Do we need a Racial Harmony Day? #HarmonyinSG
Singapore’s peaceful diversity did not come easily and was almost literally achieved with blood, sweat, and tears.
There were periods in our history where racial tensions escalated to full-blown conflict with lives lost and property destroyed during the 1950 Maria Hertogh riots and the 1964 communal riots.
Today, through legislation, education, and grassroots efforts, large-scale racial disputes and riots are nearly eliminated. But many minorities in Singapore are still dealing with casual and overt racism at the individual level.
Last year during Racial Harmony Day, Kindness SG published an opinion piece titled “Do we really need a Racial Harmony Day in Singapore”?
Here are some thought-provoking insights from the piece.
#HarmonyinSG #racialharmony #Singapore #unity #unityindiversity
“… some have questioned the need for Singapore to have a day highlighting racial harmony.
Isn’t it slightly hypocritical, they ask, to celebrate the occasion when there is so much more work to be done?
… A recent poll by CNA and the Institute of Policy Studies (IPS) said that more than half of Singaporeans believe that racism is an important problem to tackle, up from 46.3% in 2016.
So, what is there to celebrate if there is so little racial harmony in Singapore?
Perhaps breaking down the phrase “Racial Harmony Day” might help us find an answer.”
“Why not just a harmony day? By highlighting our disparate races and cultures, if we emphasise too much our differences, could we run the risk of alienating one another instead?

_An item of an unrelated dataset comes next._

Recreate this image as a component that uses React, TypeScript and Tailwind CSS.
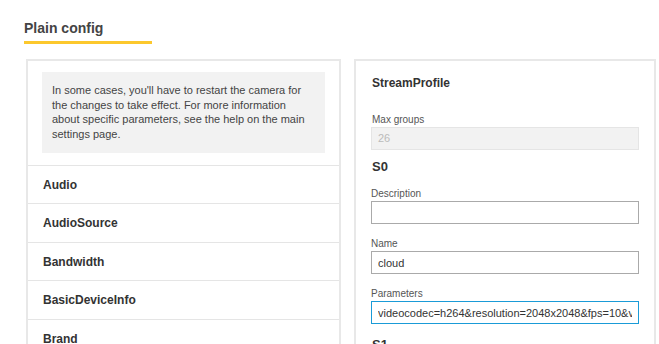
import React from "react";

const sections = ["Audio", "AudioSource", "Bandwidth", "BasicDeviceInfo", "Brand", "Event", "Image"];

function Field({ label, value, focused, className }: { label: string; value: string; focused?: boolean; className?: string }) {
  return (
    <div className={className}>
      <div className="pt-[2px] text-[10px] leading-[12px] text-[#555]">{label}</div>
      <input
        readOnly
        value={value}
        className={`mt-[1px] block h-[23px] w-full border bg-white px-[6px] text-[11px] text-[#333] outline-none ${
          focused ? "border-[#1a9bd7]" : "border-[#aaaaaa]"
        }`}
      />
    </div>
  );
}

export default function App() {
  return (
    <div className="h-screen overflow-hidden bg-white pt-[20px] pl-[24px] font-['Liberation_Sans',Arial,sans-serif]">
      <h1 className="text-[14px] leading-[17px] font-bold text-[#444]">Plain config</h1>
      <div className="mt-[4px] h-[3px] w-[128px] bg-[#fcc82d]" />

      <div className="mt-[15px] ml-[2px] flex items-start gap-[13px]">
        {/* Left: notice + groups */}
        <div className="w-[315px] border-2 border-[#e8e8e8] bg-white">
          <div className="px-[14px] pt-[11px] pb-[12px]">
            <div className="bg-[#f2f2f2] py-[11px] pl-[10px] pr-[12px] text-[11px] leading-[14.7px] text-[#444]">
              In some cases, you'll have to restart the camera for the changes to take effect. For more information
              about specific parameters, see the help on the main settings page.
            </div>
          </div>
          {sections.map((s) => (
            <div
              key={s}
              className="flex h-[38.5px] items-center border-t border-[#e5e5e5] pl-[15px] text-[12px] font-bold text-[#333]"
            >
              {s}
            </div>
          ))}
        </div>

        {/* Right: stream profile form */}
        <div className="w-[302px] border-2 border-[#e8e8e8] bg-white px-[15px] pt-[14px] pb-[20px]">
          <div className="pl-[1px] text-[12px] leading-[16px] font-bold text-[#333]">StreamProfile</div>

          <div className="mt-[22px] mb-[9px]">
            <div className="pt-[1px] pl-[1px] text-[10px] leading-[12px] text-[#555]">Max groups</div>
            <div className="mt-[1px] flex h-[23px] items-center border border-[#e5e5e5] bg-[#f2f2f2] px-[6px] text-[11px] text-[#bbbbbb]">
              26
            </div>
          </div>

          <div className="mb-[11px] pl-[1px] text-[13px] leading-[16px] font-bold text-[#333]">S0</div>

          <Field label="Description" value="" className="mb-[12px]" />
          <Field label="Name" value="cloud" className="mb-[12px]" />
          <Field
            label="Parameters"
            value="videocodec=h264&resolution=2048x2048&fps=10&videokeyframeinterval=32&videomaxbitrate=2000"
            focused
            className="mb-[13px]"
          />

          <div className="pl-[1px] text-[13px] leading-[16px] font-bold text-[#333]">S1</div>
          <Field label="Description" value="" className="mt-[11px] mb-[12px]" />
        </div>
      </div>
    </div>
  );
}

One way of testing how open we are to our differences is to see how we celebrate public holidays in Singapore. Most of us would see it as a break from work, but ask yourself: How far do you go to celebrate the different holidays with your friends from other cultures and races?
For non-Chinese, do you visit your Chinese friends’ households during Chinese New Year? Likewise for non-Muslims during Eid? How much do you know about Diwali? Do you think that Christmas is only about gift-giving?
This isn’t to shame anyone for not knowing details about other cultures and races that live in Singapore. The critical question here is this: If given a chance, would you want to learn?
… Perhaps in this context, having a Racial Harmony Day is just another opportunity to teach our children more than just something that appears on a test paper.”
“In June last year, Deputy Prime Minister and Minister of Finance Lawrence Wong spoke at a forum on race and racism in Singapore organised by IPS and the S. Rajaratnam School of International Studies.
… In the speech, he said: “The natural instincts of humans are to look out for people who are most like us, and to keep a distance from others… we would be fooling ourselves if we believed that racial and religious harmony were the natural order of things. It does not fall ready-made from the sky. There is nothing preordained about a multi-racial society.”
… Now in a positive way, social media has helped to create greater awareness of racism here. This has made us, especially the majority, look closely in the mirror and reflect deeper about who we are, and who we want to be.”
“And we clearly cannot leave things as they are. We are better than this. Whether online or offline, we must hold ourselves to higher standards, and tackle racism wherever it exists in our society.”
“… By making it an occasion, it’s a chance for our children to find out more about their friends’ lives outside the classrooms.
It’s not all just games and dressing up either. Education Minister Chan Chun Sing shared on his Facebook this morning (note: the post was posted last year) how students at Kranji Secondary School got to thinking about how they would respond to different scenarios of racial stereotypes and racism during their Character and Citizenship Education lessons.
He said in the post: “Racial harmony has been and remains a work in progress… As our schools commemorate Racial Harmony Day today, let us remember the importance of strengthening racial harmony and deepen our appreciation of diverse cultures.”